No single trend can be discerned after high modernism—the Nouveau Roman refusing even to attempt interiority, the postmodern fiction’s attention to the process of narrative itself, are among many. As you’ve rightly said, Philip Roth develops a highly individual approach to the problem that takes on postmodern self-consciousness and yet is still committed to the humanist project of representing character and subjectivity.

How would one account for Eugenides’s rediscovery and refocusing? It’s not enough to say simply as a reaction against his predecessors, or as pure accident. And what are the new, more credible ways that he talks of? Why are they now more credible? I can’t remember anything startlingly new technically in Eugenides, but I think a close account of Roth could be made that would uncover genuinely original rhetorical techniques.

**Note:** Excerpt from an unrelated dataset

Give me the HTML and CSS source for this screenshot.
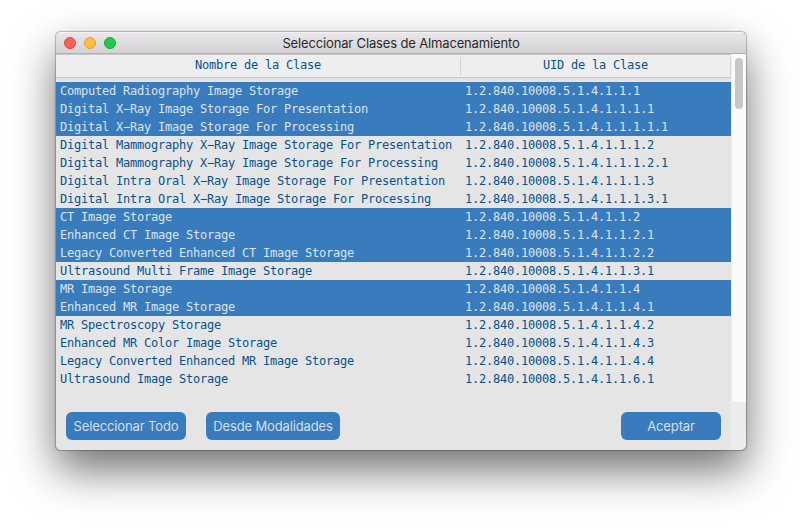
FILE: index.html
```
<!DOCTYPE html>
<html lang="es">
<head>
<meta charset="utf-8">
<title>Seleccionar Clases de Almacenamiento</title>
<link rel="stylesheet" href="styles.css">
</head>
<body>
<div class="window">
  <div class="titlebar">
    <div class="lights"><i class="close"></i><i class="minimize"></i><i class="maximize"></i></div>
    <span class="title">Seleccionar Clases de Almacenamiento</span>
  </div>
  <div class="content">
    <div class="table">
      <div class="head"><span class="name">Nombre de la Clase</span><span class="uid">UID de la Clase</span></div>
      <div class="rows">
        <div class="row selected"><span>Computed Radiography Image Storage</span><span>1.2.840.10008.5.1.4.1.1.1</span></div>
        <div class="row selected"><span>Digital X−Ray Image Storage For Presentation</span><span>1.2.840.10008.5.1.4.1.1.1.1</span></div>
        <div class="row selected"><span>Digital X−Ray Image Storage For Processing</span><span>1.2.840.10008.5.1.4.1.1.1.1.1</span></div>
        <div class="row"><span>Digital Mammography X−Ray Image Storage For Presentation</span><span>1.2.840.10008.5.1.4.1.1.1.2</span></div>
        <div class="row"><span>Digital Mammography X−Ray Image Storage For Processing</span><span>1.2.840.10008.5.1.4.1.1.1.2.1</span></div>
        <div class="row"><span>Digital Intra Oral X−Ray Image Storage For Presentation</span><span>1.2.840.10008.5.1.4.1.1.1.3</span></div>
        <div class="row"><span>Digital Intra Oral X−Ray Image Storage For Processing</span><span>1.2.840.10008.5.1.4.1.1.1.3.1</span></div>
        <div class="row selected"><span>CT Image Storage</span><span>1.2.840.10008.5.1.4.1.1.2</span></div>
        <div class="row selected"><span>Enhanced CT Image Storage</span><span>1.2.840.10008.5.1.4.1.1.2.1</span></div>
        <div class="row selected"><span>Legacy Converted Enhanced CT Image Storage</span><span>1.2.840.10008.5.1.4.1.1.2.2</span></div>
        <div class="row"><span>Ultrasound Multi Frame Image Storage</span><span>1.2.840.10008.5.1.4.1.1.3.1</span></div>
        <div class="row selected"><span>MR Image Storage</span><span>1.2.840.10008.5.1.4.1.1.4</span></div>
        <div class="row selected"><span>Enhanced MR Image Storage</span><span>1.2.840.10008.5.1.4.1.1.4.1</span></div>
        <div class="row"><span>MR Spectroscopy Storage</span><span>1.2.840.10008.5.1.4.1.1.4.2</span></div>
        <div class="row"><span>Enhanced MR Color Image Storage</span><span>1.2.840.10008.5.1.4.1.1.4.3</span></div>
        <div class="row"><span>Legacy Converted Enhanced MR Image Storage</span><span>1.2.840.10008.5.1.4.1.1.4.4</span></div>
        <div class="row"><span>Ultrasound Image Storage</span><span>1.2.840.10008.5.1.4.1.1.6.1</span></div>
      </div>
    </div>
    <div class="scrollbar"><div class="thumb"></div></div>
  </div>
  <div class="footer">
    <div class="actions">
      <button class="all">Seleccionar Todo</button>
      <button class="modalities">Desde Modalidades</button>
      <button class="accept">Aceptar</button>
    </div>
  </div>
</div>
</body>
</html>
```
FILE: styles.css
```
* { box-sizing: border-box; }
body { margin: 0; padding: 32px 56px; height: 530px; overflow: hidden; background: #fff; }
.window {
  width: 690px; height: 418px; display: flex; flex-direction: column;
  border-radius: 5px; overflow: hidden; background: #ececec;
  box-shadow: 0 0 1px 0.5px rgba(0,0,0,.25), 0 20px 44px rgba(0,0,0,.56);
}
.titlebar {
  height: 22px; flex: none; display: grid; grid-template-columns: 64px 1fr 64px; align-items: center;
  background: linear-gradient(#e9e7e9, #d3d1d3); border-top: 1px solid #f5f4f5; border-bottom: 1px solid #b3b1b3;
}
.lights { display: flex; gap: 8px; padding-left: 8px; }
.lights i { width: 12px; height: 12px; border-radius: 50%; border: 1px solid; }
.close { background: #ff5f57; border-color: #e2463f !important; }
.minimize { background: #ffbe3d; border-color: #dfa033 !important; }
.maximize { background: #1fcb48; border-color: #18ac35 !important; }
.title { text-align: center; font: 13px/20px Inter, sans-serif; letter-spacing: -.15px; color: #2b2b2b; white-space: nowrap; }
.content { height: 348px; flex: none; display: flex; }
.table { width: 675px; background: #e5e5e5; font: 12px/18px "DejaVu Sans Mono", monospace; letter-spacing: -.2246px; color: #07528f; white-space: nowrap; }
.head { height: 24px; display: flex; background: #eee; border-top: 1px solid #c8c8c8; border-bottom: 1px solid #c6c6c6; padding-top: 2px; }
.head span { height: 18px; text-align: center; border-right: 1px solid #d2d2d2; line-height: 17px; }
.name { width: 405px; }
.uid { width: 270px; }
.rows { padding-top: 4px; }
.row { display: grid; grid-template-columns: 405px 1fr; height: 18px; padding-left: 4px; }
.selected { background: #387cbd; color: #dce3ea; }
.scrollbar { width: 15px; background: #fafafa; border-left: 1px solid #ededed; padding: 4px 3px; }
.thumb { width: 8px; height: 51px; border-radius: 4px; background: #c7c7c7; }
.footer { height: 48px; flex: none; }
.actions { width: 674px; height: 48px; display: flex; padding: 10px 9px 10px 10px; background: #e5e5e5; border-radius: 4px; }
button { height: 28px; padding: 0; border: 0; border-radius: 6px; background: #387cbd; color: #d5dfe9; font: 13px/28px Inter, sans-serif; letter-spacing: -.13px; white-space: nowrap; }
.all { width: 120px; }
.modalities { width: 134px; margin-left: 20px; }
.accept { width: 100px; margin-left: auto; }
```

Some further, scattered, points:
Frayn is quite right to point out different causes (though there may be, in the shift to relativism, some common factor after all): quantum mechanics is founded in experimental evidence (yet, even among physicists, the Copenhagen interpretation of that evidence is not universally accepted).
Frayn says that we now find it impossible to completely comprehend another’s motivations; was it ever so certain even in Tolstoy? I’m not so sure; and, conversely, I’m not so sure that our knowledge of others is that uncertain. I’m not convinced utterly by the novel/drama contrast, or that drama is closer to life (a problematic statement in itself), or whether that is even a good thing.

One of the best, and most accessible, books on these topics is Wayne C Booth’s The Rhetoric of Fiction, 2nd edn (Harmondsworth: Penguin, 1987), despite his analysis having been critiqued and refined by Gerard Genette and others.